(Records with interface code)
============================================================
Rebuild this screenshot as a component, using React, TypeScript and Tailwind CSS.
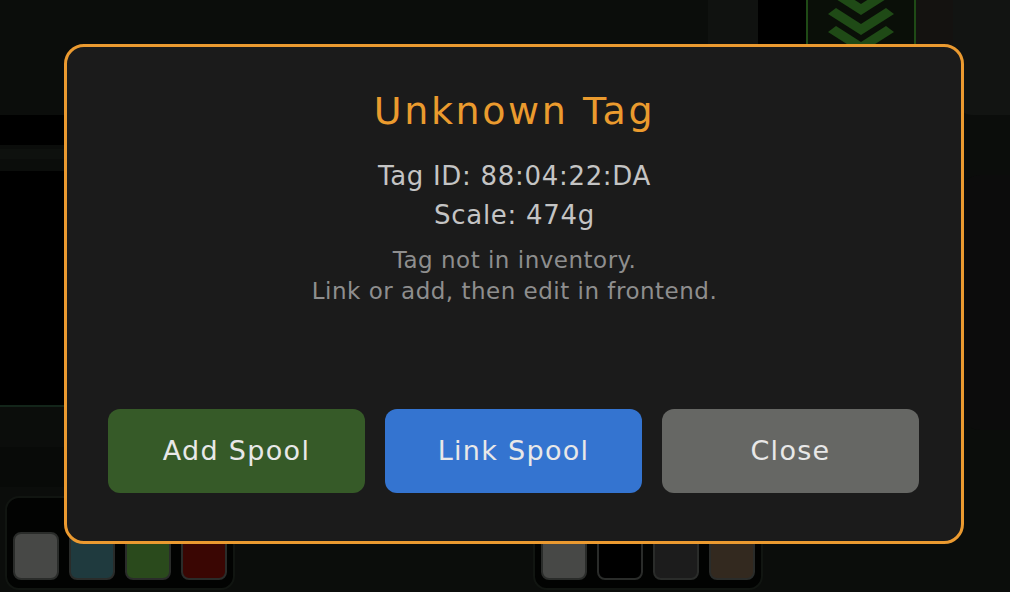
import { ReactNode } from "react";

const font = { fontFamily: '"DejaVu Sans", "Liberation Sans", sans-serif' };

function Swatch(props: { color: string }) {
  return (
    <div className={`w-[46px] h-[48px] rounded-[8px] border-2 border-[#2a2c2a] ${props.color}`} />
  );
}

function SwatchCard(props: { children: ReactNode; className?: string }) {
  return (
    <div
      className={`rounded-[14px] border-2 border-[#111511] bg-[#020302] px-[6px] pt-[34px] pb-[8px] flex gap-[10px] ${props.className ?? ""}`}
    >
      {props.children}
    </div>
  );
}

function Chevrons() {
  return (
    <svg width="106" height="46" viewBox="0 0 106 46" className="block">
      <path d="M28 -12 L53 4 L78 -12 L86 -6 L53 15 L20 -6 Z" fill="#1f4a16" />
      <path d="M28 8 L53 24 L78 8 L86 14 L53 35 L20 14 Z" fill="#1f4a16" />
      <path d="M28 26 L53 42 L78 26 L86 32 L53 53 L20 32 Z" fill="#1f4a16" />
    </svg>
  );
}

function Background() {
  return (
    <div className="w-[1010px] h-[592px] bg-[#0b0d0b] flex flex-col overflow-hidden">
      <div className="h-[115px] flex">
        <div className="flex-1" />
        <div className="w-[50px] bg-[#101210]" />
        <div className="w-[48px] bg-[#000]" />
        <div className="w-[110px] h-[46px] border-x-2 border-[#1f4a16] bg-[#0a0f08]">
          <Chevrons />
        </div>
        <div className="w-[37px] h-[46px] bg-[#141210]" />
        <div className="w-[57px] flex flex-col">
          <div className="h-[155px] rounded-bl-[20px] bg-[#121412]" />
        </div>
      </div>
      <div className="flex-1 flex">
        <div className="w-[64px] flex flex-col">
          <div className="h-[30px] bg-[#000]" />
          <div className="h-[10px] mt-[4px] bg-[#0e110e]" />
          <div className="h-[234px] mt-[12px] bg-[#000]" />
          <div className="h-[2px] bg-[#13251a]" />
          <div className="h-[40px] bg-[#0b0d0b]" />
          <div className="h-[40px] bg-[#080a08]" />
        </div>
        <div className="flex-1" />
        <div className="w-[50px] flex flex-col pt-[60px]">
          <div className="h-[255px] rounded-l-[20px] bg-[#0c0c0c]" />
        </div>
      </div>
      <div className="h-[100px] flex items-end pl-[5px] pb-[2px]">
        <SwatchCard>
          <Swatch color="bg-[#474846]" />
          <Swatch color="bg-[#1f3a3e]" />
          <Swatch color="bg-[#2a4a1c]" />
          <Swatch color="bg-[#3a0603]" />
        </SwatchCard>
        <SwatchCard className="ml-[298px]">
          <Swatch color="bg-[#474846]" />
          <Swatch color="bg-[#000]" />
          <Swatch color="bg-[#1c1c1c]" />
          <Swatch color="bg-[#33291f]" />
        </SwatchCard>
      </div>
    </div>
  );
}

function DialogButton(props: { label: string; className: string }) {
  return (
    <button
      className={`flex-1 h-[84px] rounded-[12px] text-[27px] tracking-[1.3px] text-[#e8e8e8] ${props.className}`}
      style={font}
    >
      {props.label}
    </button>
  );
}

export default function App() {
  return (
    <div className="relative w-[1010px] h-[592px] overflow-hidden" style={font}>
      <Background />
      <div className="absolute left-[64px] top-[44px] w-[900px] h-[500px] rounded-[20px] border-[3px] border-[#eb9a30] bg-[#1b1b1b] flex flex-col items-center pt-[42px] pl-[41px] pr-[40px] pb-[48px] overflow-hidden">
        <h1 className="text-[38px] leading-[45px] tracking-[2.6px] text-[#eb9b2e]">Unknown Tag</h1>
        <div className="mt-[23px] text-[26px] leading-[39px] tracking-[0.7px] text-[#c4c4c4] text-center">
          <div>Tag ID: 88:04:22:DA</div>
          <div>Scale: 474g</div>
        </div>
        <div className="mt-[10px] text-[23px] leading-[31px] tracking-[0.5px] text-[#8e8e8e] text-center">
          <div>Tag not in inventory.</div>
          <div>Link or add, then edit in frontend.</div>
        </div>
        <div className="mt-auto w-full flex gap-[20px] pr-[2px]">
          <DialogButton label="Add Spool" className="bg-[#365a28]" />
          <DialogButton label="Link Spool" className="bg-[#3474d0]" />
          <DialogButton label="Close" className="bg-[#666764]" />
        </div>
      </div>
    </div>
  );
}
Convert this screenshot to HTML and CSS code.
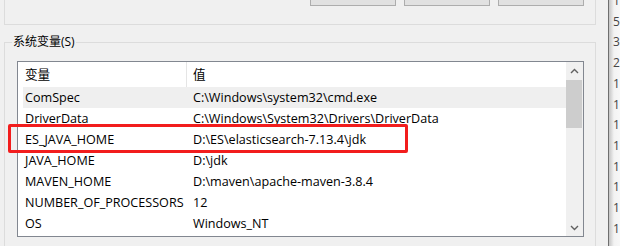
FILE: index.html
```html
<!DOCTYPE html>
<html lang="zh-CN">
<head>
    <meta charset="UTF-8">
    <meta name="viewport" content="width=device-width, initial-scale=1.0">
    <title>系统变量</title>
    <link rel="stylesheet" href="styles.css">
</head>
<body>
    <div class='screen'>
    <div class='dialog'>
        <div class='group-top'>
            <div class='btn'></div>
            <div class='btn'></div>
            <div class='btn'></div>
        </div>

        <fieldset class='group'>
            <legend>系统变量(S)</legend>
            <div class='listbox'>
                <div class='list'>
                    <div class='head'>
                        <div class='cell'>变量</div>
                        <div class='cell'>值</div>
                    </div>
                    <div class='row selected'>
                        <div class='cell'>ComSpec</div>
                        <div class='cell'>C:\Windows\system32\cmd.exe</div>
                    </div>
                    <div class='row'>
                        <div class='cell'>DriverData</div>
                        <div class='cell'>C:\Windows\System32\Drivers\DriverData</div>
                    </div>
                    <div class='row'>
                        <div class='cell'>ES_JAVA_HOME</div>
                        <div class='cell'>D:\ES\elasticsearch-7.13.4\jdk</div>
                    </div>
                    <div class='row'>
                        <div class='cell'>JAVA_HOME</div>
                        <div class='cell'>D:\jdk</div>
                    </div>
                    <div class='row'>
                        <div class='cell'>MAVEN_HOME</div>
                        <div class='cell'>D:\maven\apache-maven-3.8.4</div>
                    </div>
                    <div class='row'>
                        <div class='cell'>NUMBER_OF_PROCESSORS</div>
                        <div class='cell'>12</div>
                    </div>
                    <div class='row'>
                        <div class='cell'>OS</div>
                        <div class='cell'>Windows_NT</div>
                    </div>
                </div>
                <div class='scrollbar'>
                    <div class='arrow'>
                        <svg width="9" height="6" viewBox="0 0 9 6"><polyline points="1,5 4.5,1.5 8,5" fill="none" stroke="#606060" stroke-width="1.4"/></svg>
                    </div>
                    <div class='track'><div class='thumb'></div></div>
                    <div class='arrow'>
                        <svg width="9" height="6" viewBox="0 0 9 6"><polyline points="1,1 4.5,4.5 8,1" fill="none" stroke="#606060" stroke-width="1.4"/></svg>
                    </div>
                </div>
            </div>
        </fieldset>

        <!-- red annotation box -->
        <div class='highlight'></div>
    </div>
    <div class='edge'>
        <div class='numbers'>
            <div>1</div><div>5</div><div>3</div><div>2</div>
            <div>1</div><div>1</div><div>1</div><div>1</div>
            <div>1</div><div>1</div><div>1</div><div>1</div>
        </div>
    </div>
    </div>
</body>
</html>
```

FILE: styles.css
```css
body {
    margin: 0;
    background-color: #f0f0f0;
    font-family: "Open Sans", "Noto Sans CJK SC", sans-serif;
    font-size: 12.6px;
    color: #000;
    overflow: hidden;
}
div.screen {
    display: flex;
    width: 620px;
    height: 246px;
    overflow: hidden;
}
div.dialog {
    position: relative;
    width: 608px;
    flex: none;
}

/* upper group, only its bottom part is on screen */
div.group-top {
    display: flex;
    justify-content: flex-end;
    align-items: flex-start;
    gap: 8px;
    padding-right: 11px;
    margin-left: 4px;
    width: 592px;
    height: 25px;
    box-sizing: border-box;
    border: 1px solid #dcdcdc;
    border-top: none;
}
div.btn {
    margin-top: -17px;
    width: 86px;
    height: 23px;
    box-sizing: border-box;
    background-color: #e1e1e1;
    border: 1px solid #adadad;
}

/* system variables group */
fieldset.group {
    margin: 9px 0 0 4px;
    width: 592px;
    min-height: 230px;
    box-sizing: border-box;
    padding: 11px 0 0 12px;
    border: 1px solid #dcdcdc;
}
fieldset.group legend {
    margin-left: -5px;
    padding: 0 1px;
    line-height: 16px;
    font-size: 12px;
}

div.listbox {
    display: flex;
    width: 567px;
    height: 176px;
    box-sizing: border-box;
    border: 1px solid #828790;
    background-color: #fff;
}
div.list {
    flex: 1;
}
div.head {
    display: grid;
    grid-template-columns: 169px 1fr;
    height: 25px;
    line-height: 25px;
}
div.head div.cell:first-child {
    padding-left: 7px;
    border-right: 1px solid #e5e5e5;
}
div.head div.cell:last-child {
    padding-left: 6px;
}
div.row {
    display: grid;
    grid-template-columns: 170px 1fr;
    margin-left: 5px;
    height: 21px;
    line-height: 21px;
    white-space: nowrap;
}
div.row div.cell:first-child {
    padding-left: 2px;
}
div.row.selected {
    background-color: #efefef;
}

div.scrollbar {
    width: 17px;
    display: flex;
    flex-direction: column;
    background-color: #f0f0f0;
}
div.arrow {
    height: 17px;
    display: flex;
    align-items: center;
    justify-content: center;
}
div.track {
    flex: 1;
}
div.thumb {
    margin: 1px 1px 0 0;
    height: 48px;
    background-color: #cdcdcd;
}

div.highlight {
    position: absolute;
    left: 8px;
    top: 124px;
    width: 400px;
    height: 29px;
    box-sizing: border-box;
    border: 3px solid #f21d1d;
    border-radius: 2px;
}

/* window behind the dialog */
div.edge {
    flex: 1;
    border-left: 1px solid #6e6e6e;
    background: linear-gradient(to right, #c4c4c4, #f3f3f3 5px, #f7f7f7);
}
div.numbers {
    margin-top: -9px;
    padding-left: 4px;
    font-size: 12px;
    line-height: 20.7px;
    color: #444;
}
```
============================================================
■ Task prompt ■
In the listing, find all lines with the string "screenshot" and copy them.

■ Completed exercise ■
Rebuild this screenshot as a component, using React, TypeScript and Tailwind CSS.
Convert this screenshot to HTML and CSS code.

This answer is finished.